After I received it, I got thinking that maybe he could continue the theme and create a set of parts for my bike.I asked and he agreed and proceeded to take my seatpost and mill an original looking set of fine flutes with a flower logo on the front. I loved it! Soon, I had a complete set of parts that gave my 1973 Colnago that wonderful pantographed look. I like the result even more than a set of original drillium because it is unique to my bike.

In a recent visit to Jon's shop, I met Hank his Jack Russell-Walker Hound mix who accompanies Jon on his cyclocross rides into the Oregon countryside.

 Jon is as adept at fine woodworking as he is at millium/drillium work and has created beautiful Arts & Crafts style furniture

In the shop, we got a look at his nice collection of vintage bikes including his 1976 Colnago in Eddy Merckx orange and the drilled & milled parts he created for it. 

He has an interesting and carefully selected collection: a tangerine pearl 1969 Masi refinished at Masi’s Milan shop in the mid 70’s, a Peloso restored by Keith Anderson in a perfect 

coppery-warm color just right for the era, and my favorite, the 1962 Bianchi Specialissima with its Celeste paint job and chrome lugs with original paint and decals. He loves the stories behind the bikes and tells me about some of the less well known bikes in his collection.

 I wish I knew more about these unsung marques. He laughs as I point out the Hetchins in his Italian stable and says it is a favorite because it is a so un-Hetchins Hetchins with its long-point, un-adored lugs.
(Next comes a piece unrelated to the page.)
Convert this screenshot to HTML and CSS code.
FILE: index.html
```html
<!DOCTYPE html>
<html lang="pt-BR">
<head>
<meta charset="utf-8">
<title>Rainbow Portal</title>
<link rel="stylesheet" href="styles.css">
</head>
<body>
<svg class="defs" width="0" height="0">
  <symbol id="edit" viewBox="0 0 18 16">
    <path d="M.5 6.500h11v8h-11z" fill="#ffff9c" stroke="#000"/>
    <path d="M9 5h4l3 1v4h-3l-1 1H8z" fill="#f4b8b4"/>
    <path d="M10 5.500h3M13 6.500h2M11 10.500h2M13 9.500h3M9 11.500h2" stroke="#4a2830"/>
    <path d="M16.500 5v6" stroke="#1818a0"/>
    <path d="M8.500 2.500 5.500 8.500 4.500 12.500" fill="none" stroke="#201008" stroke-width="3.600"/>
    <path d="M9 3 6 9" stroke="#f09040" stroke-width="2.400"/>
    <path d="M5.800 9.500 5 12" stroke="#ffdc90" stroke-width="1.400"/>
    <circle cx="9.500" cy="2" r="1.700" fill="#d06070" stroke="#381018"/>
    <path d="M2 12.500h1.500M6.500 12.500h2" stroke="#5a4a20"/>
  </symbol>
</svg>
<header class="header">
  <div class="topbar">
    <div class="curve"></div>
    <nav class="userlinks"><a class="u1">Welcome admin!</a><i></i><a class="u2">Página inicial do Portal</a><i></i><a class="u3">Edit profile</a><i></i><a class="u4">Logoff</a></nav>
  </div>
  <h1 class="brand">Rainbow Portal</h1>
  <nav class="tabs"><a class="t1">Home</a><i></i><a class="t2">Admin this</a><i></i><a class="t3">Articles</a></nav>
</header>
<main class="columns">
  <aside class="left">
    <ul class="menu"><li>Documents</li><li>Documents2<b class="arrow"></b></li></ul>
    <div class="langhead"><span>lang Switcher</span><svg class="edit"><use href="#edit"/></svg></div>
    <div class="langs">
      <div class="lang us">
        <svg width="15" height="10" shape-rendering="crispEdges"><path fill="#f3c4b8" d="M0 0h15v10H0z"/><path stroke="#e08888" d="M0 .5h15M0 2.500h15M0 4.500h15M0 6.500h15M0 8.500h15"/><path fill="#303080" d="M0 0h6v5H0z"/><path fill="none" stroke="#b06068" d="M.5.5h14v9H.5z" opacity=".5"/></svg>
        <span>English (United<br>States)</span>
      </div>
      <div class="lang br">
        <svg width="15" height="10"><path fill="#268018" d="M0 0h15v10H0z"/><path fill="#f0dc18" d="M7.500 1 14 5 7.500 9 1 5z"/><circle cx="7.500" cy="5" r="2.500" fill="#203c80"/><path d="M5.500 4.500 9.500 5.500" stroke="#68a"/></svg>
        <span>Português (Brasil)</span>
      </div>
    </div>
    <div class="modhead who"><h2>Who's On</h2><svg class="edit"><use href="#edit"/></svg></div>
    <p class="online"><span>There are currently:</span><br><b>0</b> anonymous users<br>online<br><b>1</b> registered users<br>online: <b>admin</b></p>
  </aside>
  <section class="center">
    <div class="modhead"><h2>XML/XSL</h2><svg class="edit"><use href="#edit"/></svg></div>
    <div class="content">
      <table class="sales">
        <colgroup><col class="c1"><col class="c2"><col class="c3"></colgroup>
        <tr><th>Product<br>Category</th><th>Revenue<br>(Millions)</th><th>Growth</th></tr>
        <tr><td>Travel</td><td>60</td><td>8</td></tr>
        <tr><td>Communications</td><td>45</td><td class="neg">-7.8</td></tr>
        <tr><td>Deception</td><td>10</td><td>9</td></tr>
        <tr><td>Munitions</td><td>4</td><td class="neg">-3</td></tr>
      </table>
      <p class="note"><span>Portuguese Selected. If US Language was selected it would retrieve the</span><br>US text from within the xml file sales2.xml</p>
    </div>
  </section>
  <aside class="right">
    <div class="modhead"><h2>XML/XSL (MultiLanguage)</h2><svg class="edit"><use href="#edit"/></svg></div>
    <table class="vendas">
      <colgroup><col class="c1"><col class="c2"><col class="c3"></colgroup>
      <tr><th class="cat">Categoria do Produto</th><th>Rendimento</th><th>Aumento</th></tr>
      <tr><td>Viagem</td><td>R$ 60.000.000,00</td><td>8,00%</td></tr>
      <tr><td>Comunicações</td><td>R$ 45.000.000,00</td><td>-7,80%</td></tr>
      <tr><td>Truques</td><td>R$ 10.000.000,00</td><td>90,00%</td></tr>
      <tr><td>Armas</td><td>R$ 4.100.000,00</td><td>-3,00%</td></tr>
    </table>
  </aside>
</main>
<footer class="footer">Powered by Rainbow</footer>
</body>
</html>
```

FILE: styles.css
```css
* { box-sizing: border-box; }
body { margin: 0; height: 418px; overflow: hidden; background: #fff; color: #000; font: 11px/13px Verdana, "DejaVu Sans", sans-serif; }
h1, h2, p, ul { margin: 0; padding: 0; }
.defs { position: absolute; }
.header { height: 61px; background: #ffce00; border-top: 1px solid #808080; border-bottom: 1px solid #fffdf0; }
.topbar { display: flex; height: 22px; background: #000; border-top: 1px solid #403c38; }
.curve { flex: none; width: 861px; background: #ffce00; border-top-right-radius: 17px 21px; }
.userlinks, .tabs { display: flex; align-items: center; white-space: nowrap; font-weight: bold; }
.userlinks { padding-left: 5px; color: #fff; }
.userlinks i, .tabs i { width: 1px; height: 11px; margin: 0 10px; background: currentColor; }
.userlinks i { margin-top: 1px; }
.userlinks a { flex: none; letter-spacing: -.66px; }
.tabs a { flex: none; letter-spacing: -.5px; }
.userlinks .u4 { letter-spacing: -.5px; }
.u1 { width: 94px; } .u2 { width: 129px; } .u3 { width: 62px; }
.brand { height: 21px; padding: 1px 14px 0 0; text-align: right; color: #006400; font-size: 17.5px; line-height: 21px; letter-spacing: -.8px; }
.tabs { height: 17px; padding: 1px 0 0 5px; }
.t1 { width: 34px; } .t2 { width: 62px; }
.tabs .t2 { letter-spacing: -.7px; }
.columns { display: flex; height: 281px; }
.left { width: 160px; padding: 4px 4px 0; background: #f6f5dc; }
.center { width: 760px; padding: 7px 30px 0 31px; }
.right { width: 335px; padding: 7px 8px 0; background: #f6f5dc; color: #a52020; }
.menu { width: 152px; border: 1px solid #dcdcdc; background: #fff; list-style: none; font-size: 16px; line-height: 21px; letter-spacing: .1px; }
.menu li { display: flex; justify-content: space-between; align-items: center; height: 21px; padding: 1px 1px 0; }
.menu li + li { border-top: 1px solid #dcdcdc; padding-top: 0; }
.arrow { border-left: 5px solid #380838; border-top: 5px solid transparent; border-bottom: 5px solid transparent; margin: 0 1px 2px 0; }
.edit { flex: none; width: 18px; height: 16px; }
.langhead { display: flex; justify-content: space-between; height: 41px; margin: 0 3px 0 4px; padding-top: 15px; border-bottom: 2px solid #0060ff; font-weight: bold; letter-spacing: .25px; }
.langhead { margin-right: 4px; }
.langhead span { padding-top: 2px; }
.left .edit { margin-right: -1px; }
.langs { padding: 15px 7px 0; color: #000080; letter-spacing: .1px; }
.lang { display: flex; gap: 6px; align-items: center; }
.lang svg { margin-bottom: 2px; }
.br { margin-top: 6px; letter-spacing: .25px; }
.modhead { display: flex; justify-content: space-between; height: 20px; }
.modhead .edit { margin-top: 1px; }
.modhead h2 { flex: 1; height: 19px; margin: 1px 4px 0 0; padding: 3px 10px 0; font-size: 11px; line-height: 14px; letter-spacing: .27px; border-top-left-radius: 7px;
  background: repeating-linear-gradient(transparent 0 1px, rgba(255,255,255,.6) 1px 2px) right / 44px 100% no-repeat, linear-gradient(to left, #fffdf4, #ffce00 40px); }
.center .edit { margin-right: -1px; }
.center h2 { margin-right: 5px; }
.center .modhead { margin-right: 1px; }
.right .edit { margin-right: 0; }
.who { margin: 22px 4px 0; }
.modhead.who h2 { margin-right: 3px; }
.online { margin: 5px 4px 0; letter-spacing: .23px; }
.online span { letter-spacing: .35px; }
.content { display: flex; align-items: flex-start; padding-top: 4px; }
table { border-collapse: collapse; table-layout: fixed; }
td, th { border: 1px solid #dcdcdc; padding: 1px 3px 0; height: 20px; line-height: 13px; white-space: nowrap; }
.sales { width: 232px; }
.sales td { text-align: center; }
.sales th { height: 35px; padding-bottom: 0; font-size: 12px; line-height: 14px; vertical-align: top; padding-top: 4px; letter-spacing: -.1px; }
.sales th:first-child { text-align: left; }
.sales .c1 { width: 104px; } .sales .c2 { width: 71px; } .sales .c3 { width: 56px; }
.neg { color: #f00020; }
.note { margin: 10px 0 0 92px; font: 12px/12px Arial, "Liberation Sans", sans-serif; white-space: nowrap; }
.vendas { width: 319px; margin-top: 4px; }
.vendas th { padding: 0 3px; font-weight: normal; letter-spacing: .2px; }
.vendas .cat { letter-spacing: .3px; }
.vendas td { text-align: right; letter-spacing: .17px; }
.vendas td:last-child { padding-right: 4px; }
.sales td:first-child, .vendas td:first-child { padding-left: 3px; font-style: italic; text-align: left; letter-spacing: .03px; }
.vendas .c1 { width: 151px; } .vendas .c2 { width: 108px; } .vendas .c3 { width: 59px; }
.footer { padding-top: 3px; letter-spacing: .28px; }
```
During my visit, he was working on parts for a Chris Bishop NAHBS  bike and a 50th anniversary group for another customer.
Simple and classic for your Baylis or ...
...elegant for your Hetchins or..

... colorful and wild.
 His array of vintage machine tools is quite impressive with two lathes, milling machine, sanders and buffers. 

Most of the machines in his shop are vintage American pieces picked up at auctions or estate sales, and lovingly put back in to useable condition like his old bicycles. There’s no CNC or CAD tooling in his shop.  All the work is done as it would have been done in the day.
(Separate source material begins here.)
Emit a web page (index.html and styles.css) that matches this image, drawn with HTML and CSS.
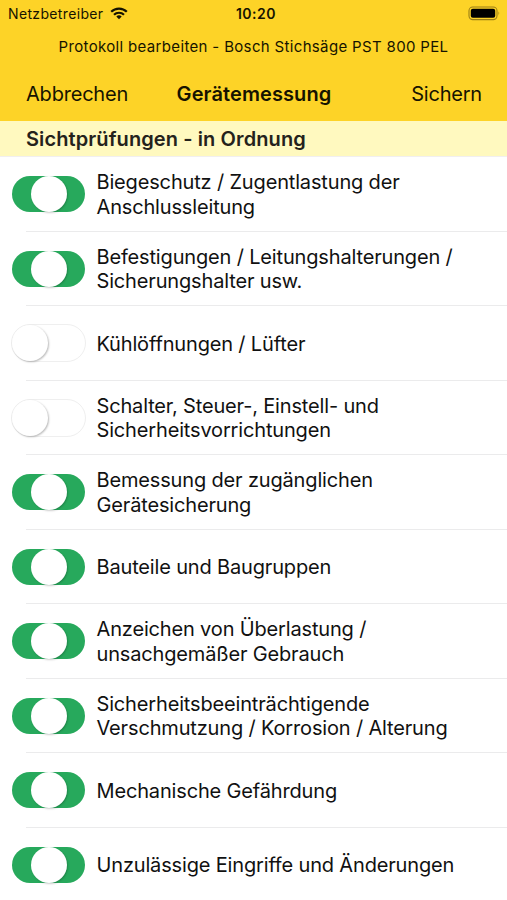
FILE: index.html
```html
<!DOCTYPE html>
<html lang="de">
<head>
<meta charset="utf-8">
<title>Gerätemessung</title>
<link rel="stylesheet" href="styles.css">
</head>
<body>
<header class="top">
  <div class="status">
    <div class="carrier"><span>Netzbetreiber</span>
      <svg class="wifi" viewBox="0 0 18 13" width="18" height="13" fill="none" stroke="#161300" stroke-width="2.2"><path d="M1.2 4.8a11 11 0 0 1 15.6 0M4 7.8a7.1 7.1 0 0 1 10 0"/><path d="M9 12.2 6.3 9.6a3.9 3.9 0 0 1 5.4 0z" fill="#161300" stroke="none"/></svg>
    </div>
    <time class="clock">10:20</time>
    <svg class="battery" viewBox="0 0 33 15" width="33" height="15"><rect x="1" y="1" width="28" height="12.6" rx="3.8" fill="none" stroke="#9b7f16" stroke-width="1.1"/><rect x="2.8" y="2.8" width="24.4" height="9" rx="2" fill="#000"/><path d="M30.5 5.2q1.8 2 0 4.2z" fill="#9b7f16"/></svg>
  </div>
  <p class="prompt">Protokoll bearbeiten - Bosch Stichsäge PST 800 PEL</p>
  <nav class="nav"><span class="cancel">Abbrechen</span><h1>Gerätemessung</h1><span class="save">Sichern</span></nav>
</header>
<main>
  <h2><span>Sichtprüfungen - in Ordnung</span></h2>
  <ul class="checks">
    <li><i class="switch on"></i><p>Biegeschutz / Zugentlastung der<br>Anschlussleitung</p></li>
    <li><i class="switch on"></i><p>Befestigungen / Leitungshalterungen /<br>Sicherungshalter usw.</p></li>
    <li><i class="switch"></i><p>Kühlöffnungen / Lüfter</p></li>
    <li><i class="switch"></i><p>Schalter, Steuer-, Einstell- und<br>Sicherheitsvorrichtungen</p></li>
    <li><i class="switch on"></i><p>Bemessung der zugänglichen<br>Gerätesicherung</p></li>
    <li><i class="switch on"></i><p>Bauteile und Baugruppen</p></li>
    <li><i class="switch on"></i><p>Anzeichen von Überlastung /<br>unsachgemäßer Gebrauch</p></li>
    <li><i class="switch on"></i><p>Sicherheitsbeeinträchtigende<br>Verschmutzung / Korrosion / Alterung</p></li>
    <li><i class="switch on"></i><p>Mechanische Gefährdung</p></li>
    <li><i class="switch on"></i><p>Unzulässige Eingriffe und Änderungen</p></li>
  </ul>
</main>
</body>
</html>
```
FILE: styles.css
```css
* { box-sizing: border-box; margin: 0; padding: 0; }
body { width: 507px; height: 900px; overflow: hidden; background: #fff; color: #111; font-family: Inter, "Liberation Sans", sans-serif; }
.top { height: 121px; background: #fdd327; color: #161300; }
.status { height: 27px; display: grid; grid-template-columns: 1fr auto 1fr; align-items: center; padding: 0 5px 0 8px; }
.carrier { display: flex; align-items: center; gap: 7px; font-size: 14px; letter-spacing: .35px; }
.wifi { display: block; margin-top: -1px; }
.clock { font-size: 14px; font-weight: 600; letter-spacing: .5px; margin-left: 2px; }
.battery { justify-self: end; margin-right: 1px; }
.prompt { height: 40px; line-height: 40px; text-align: center; font-size: 15px; letter-spacing: .34px; white-space: nowrap; }
.nav { height: 54px; display: grid; grid-template-columns: 1fr auto 1fr; align-items: center; padding: 0 25px 0 26px; font-size: 20px; letter-spacing: -.2px; }
.nav h1 { font-size: 20px; font-weight: 600; letter-spacing: .1px; }
.save { justify-self: end; }
h2 { height: 36px; line-height: 36px; padding-left: 26px; background: #fff9bf; border-bottom: 1px solid #f1eff0; color: #24221b; font-size: 20px; font-weight: 600; letter-spacing: .1px; }
.checks { list-style: none; }
.checks li { height: 74.5px; display: flex; align-items: center; gap: 10.5px; padding-left: 11px; background: linear-gradient(#ebebec, #ebebec) 26px 100% / 481px 1px no-repeat; }
.checks li:last-child { background: none; }
.checks p { padding-top: 1px; font-size: 20px; line-height: 24.4px; letter-spacing: -.16px; white-space: nowrap; }
.switch { width: 75px; height: 38px; flex: none; display: flex; align-items: center; border: 1px solid #efefef; border-radius: 19px; background: #fff; }
.switch::before { content: ""; width: 36px; height: 36px; border-radius: 50%; background: #fff; box-shadow: 1px 1px 2px #0004; }
.switch.on { border-color: transparent; background: #27a95c; background-clip: padding-box; }
.switch.on::before { margin-left: 19px; box-shadow: 1px 1px 2px #0003; }
```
I am amazed at how he can come up with so many different designs for different customers but he rebels at being called an "artist." He wants to keep his work grounded in the traditions of cycling. Don't tell him, but I still think he is an artist and has taken this tradition and turned it into an art form.

Contact Jon to have him take your old parts and turn them into something very special, / Phone 541-295-0457

More of Jon's work


Sam Rod said...

very very nice.... Thats some damn impressive work you do. fwiw look up a guy named Frankie Flood. (hes got a blog with some impressive work too)
you guys could be long lost brothers.
-Sam BTW Spotted them rollers in one of your pics. you must still ride?

poppi said...

March 28, 2018
Rest In Peace Jon
Mark Hoffman
New Britain, CT

Jennifer Homer said...

I'm a long-time friend of Jon, and just found out about his tragic and untimely passing a couple of days ago. I am crushed. He was the first friend I made when I moved to Grants Pass from Richmond, Virginia back in June of 1996. Over the 20+ years we’ve been friends, he gave me countless funk, soul and jazz records, stereo equipment, and various other cool items that he’d find which he knew I’d appreciate. I turn, I designed many logos and graphics for him, including that first Otis Records logo with the record and player arm on it. (I’ve been a Designer at a few ad agencies here in Portland now for almost 20 years.)

No one will ever fill the void that is now left… but whenever I spin my countless records that either came from him or were influenced by him, Jon will live on.

Do you know if there was or will be any sort of memorial for him?